Dans ces conditions, le seul moyen pour la douane d'accéder aux informations commerciales des opérateurs du commerce international est de passer des conventions avec ces derniers.

En matière de fret, c'est notamment le cas avec Air France : « le niveau de coopération avec Air France est élevé et se traduit par la mise à disposition de bases de données (...). En outre, une convention a été conclue entre Air France et la direction régionale de Roissy Fret en novembre 2012 relative à l'utilisation de la base de données IDEFIX (application de suivi des réservations de fret) (...) par la cellule de ciblage du fret (CCF) 45 ( * ) ». Cette base de données contient des informations qui peuvent se révéler très utiles aux agents habilités à la consulter, telles que le numéro LTA (« lettre de transport aérien », c'est-à-dire le contrat de transport) ou le poids des marchandises.

S'il faut naturellement se féliciter de tels accords , vos rapporteurs spéciaux regrettent que l'administration soit soumise à la seule bonne volonté des opérateurs pour obtenir les données nécessaires à l'efficacité de sa mission. Cela est d'autant plus préjudiciable que cette bonne volonté est davantage l'exception que la règle : comme l'admet pudiquement la direction interrégionale de Roissy, « la coopération est en revanche occasionnelle avec les autres compagnies aériennes présentes sur le site 46 ( * ) »...

Il faut ceci dit rappeler qu'il importe, pour la DGDDI, de maintenir de bonnes relations avec les opérateurs économiques. Il ne s'agit pas seulement de lutte contre la fraude : la mission de la douane est avant tout de soutenir la compétitivité des entreprises en simplifiant les procédures et en mettant à leur disposition des outils d'information et d'accompagnement. La lutte contre la fraude ne saurait devenir l'horizon unique de la douane , au détriment de sa mission économique qui est aujourd'hui la plus cruciale.

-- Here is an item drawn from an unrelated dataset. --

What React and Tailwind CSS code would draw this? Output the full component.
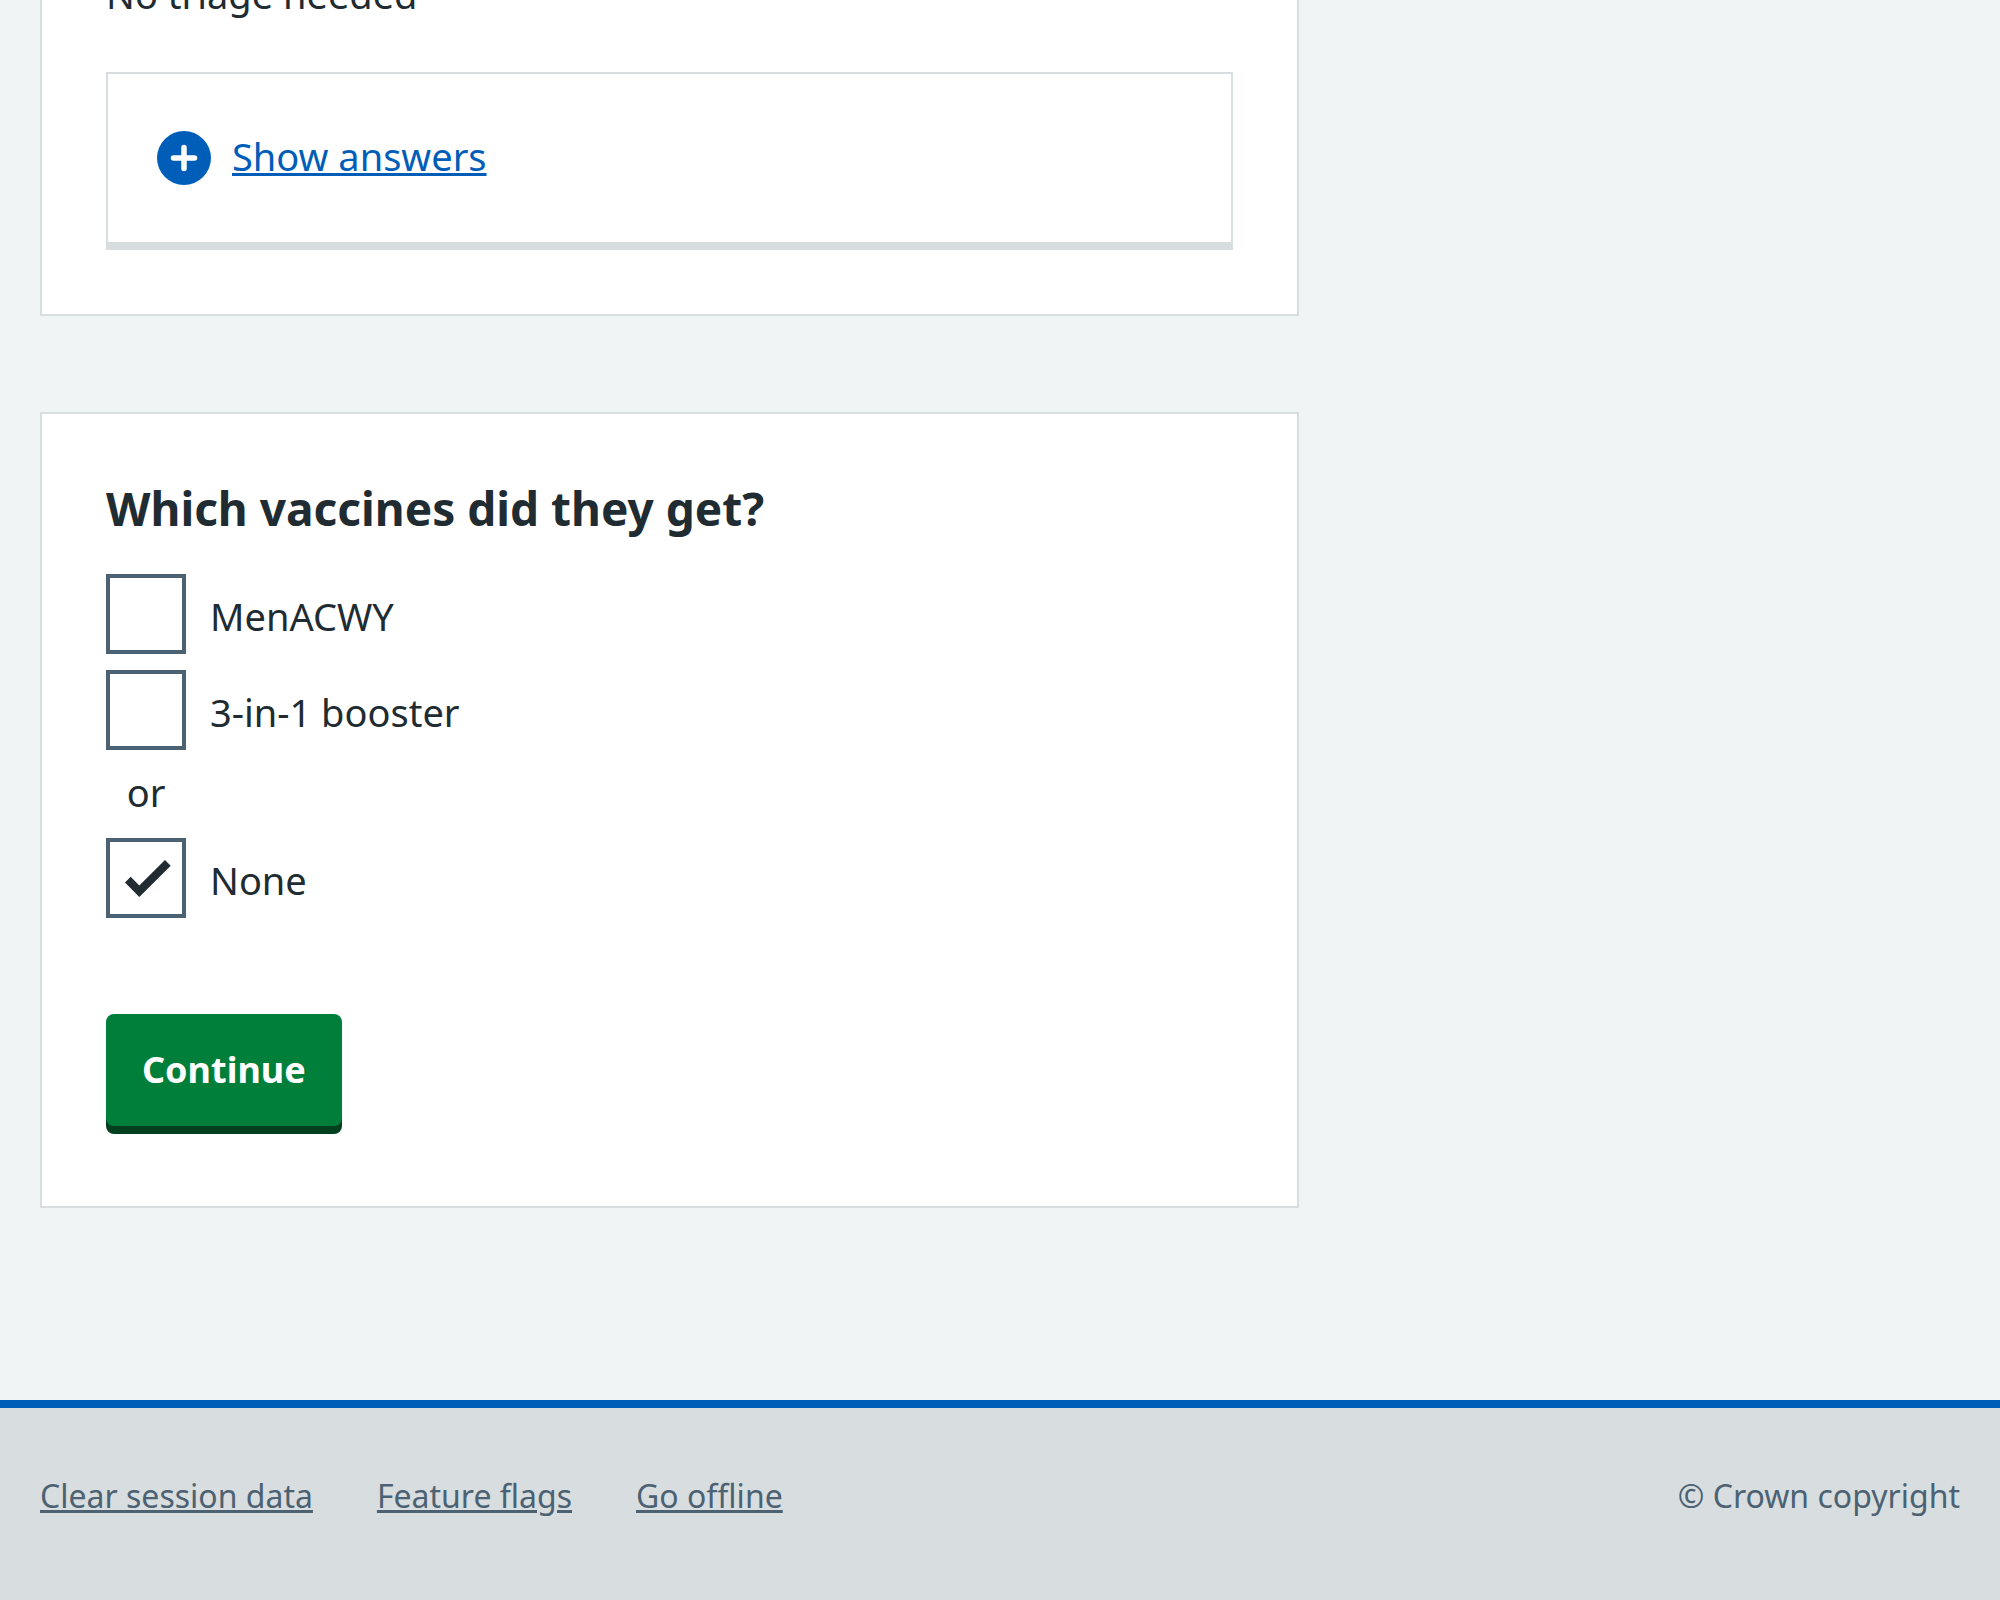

* 35 Si les conséquences de ce manque d'informations sont déjà sérieuses pour le contrôle des marchandises prohibées, elles le sont naturellement encore plus en ce qui concerne le recouvrement des droits et taxes (cf. infra ).

* 36 Source : réponse de la DGDDI au questionnaire de vos rapporteurs spéciaux.

* 37 Source : réponse de la DGDDI au questionnaire de vos rapporteurs spéciaux. La remarque vaut d'autant plus en ce qui concerne les - rares - expressistes qui dédouanent encore au moyen de documents papier.

* 38 Sous l'égide de l'Organisation mondiale des douanes (OMD).

* 39 Source : DGDDI.

* 40 Si l'outil de traitement automatisé du fret est naturellement perfectible, il faut tout de même noter que la douane française est en avance sur ses homologues européens en la matière.

* 41 Source : réponse de la DGDDI au questionnaire de vos rapporteurs spéciaux.

* 42 Sauf pour les envois de plus de 8 000 euros soumis à la procédure de droit commun.

* 43 Source : réponse de la DGDDI au questionnaire de vos rapporteurs spéciaux.

* 44 Source : réponse de la DGDDI au questionnaire de vos rapporteurs spéciaux.

* 45 Source : réponse de la DGDDI au questionnaire de vos rapporteurs spéciaux.

* 46 Source : réponse de la DGDDI au questionnaire de vos rapporteurs spéciaux.